Provided material:
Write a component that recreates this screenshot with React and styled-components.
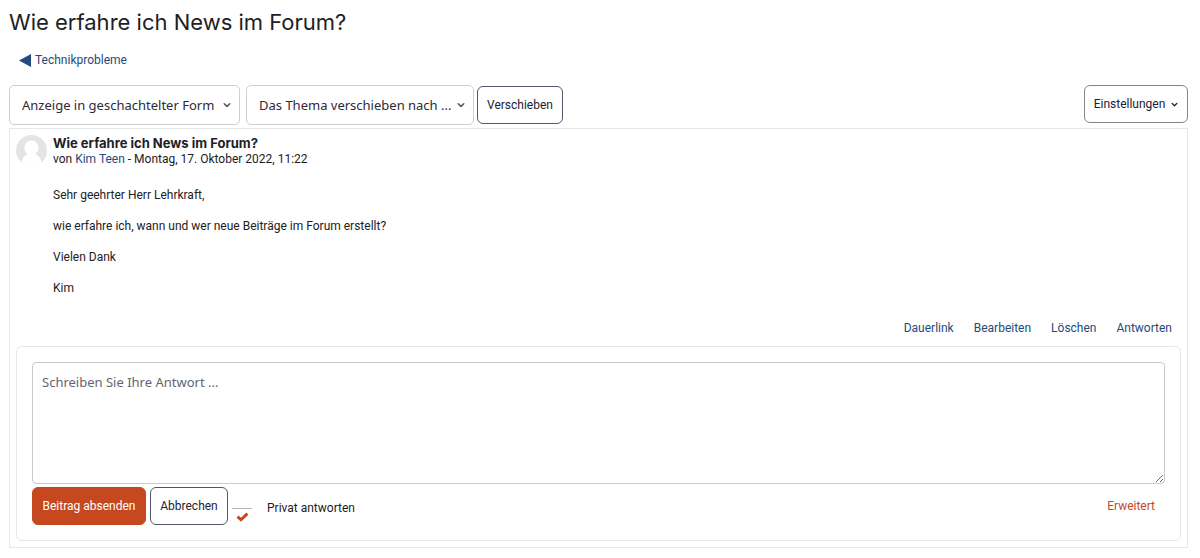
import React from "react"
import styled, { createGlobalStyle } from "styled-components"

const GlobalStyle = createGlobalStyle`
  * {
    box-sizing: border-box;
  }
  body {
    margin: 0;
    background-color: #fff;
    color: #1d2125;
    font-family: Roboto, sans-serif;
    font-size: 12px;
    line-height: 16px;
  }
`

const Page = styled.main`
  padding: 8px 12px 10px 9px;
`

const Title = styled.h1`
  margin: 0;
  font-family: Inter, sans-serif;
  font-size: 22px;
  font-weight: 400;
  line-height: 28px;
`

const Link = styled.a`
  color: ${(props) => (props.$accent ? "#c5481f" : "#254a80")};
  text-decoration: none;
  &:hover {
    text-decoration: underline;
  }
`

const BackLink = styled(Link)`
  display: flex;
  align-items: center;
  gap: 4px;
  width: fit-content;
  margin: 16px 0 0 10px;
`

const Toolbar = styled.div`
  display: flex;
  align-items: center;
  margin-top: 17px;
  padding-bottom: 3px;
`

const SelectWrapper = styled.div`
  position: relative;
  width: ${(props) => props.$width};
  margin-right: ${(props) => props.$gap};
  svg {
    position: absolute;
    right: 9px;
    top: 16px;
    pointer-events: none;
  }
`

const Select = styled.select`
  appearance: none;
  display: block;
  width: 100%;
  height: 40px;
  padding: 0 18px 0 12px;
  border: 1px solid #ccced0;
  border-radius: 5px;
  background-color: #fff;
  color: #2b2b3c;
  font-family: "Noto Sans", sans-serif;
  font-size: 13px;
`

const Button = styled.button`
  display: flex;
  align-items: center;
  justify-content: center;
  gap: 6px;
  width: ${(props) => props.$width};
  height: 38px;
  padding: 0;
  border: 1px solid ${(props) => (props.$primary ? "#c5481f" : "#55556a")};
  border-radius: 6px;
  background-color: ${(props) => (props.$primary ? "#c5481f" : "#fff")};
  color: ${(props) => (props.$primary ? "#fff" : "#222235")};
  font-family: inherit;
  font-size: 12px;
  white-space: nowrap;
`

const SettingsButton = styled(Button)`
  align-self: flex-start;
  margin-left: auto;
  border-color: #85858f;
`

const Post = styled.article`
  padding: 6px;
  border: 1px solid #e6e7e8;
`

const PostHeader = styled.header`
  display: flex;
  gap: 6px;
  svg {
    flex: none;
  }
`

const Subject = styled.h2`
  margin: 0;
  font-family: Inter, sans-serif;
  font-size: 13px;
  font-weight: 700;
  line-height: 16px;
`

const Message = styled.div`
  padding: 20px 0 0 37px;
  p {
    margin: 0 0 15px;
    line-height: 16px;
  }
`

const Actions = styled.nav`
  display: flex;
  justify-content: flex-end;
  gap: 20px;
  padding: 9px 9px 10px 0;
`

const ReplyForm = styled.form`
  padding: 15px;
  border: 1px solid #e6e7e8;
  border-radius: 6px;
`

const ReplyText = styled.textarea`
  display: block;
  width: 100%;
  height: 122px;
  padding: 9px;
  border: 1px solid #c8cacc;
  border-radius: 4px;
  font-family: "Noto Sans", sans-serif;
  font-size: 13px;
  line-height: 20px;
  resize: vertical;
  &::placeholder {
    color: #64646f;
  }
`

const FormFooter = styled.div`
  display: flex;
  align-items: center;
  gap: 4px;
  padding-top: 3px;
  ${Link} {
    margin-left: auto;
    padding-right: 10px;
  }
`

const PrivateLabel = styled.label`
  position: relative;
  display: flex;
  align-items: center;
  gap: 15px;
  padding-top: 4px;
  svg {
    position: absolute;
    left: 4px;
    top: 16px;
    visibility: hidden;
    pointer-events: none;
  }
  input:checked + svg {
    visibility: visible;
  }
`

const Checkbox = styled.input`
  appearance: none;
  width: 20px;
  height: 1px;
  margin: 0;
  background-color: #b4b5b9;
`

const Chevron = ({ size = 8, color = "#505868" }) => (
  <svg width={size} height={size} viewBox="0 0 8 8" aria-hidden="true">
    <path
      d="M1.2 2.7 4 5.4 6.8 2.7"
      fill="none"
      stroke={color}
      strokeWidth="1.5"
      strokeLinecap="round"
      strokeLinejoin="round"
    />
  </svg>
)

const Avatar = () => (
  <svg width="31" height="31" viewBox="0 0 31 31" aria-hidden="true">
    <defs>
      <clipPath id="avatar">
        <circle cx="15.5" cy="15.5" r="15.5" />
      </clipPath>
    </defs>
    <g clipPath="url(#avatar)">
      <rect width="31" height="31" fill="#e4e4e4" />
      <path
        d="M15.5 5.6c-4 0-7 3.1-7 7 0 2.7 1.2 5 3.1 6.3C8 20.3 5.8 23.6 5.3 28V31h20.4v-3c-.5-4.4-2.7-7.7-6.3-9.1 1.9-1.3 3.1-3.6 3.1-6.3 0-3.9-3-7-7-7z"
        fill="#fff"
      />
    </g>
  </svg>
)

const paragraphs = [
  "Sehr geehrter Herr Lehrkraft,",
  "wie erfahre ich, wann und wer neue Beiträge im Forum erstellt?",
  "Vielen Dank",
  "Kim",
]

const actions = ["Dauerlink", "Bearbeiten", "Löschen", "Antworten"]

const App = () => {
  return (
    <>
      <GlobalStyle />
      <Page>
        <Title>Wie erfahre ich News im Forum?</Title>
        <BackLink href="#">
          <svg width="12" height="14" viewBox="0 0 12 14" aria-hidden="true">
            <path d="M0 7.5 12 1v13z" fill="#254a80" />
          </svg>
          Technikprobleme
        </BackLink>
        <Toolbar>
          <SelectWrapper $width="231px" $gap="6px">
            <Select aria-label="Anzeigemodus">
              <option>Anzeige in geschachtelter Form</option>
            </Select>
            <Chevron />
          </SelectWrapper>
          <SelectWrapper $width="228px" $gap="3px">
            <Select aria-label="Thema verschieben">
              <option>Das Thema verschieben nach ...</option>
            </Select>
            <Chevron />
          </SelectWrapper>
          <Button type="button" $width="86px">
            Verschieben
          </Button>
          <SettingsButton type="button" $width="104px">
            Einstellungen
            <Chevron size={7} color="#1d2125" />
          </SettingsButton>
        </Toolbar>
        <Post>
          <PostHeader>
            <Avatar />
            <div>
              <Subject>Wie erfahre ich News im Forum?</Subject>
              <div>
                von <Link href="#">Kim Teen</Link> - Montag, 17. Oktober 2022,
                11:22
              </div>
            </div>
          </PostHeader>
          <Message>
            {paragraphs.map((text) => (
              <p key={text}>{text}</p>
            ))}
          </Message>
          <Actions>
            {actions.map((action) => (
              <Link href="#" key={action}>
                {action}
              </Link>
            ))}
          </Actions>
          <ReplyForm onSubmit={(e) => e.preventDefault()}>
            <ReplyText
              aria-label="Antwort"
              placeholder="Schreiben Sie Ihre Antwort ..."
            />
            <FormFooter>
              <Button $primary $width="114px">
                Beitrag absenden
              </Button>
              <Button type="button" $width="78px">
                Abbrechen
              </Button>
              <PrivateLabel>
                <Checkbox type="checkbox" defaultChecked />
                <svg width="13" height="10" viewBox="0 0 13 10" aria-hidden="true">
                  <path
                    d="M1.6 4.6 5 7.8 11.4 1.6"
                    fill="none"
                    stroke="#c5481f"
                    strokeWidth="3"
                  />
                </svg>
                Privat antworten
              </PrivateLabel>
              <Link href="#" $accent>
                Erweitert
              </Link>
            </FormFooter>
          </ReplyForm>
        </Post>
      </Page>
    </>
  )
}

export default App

Problem details:
Determine how many lines include the string "React". Give no answer but the number.

Response to this exercise:
2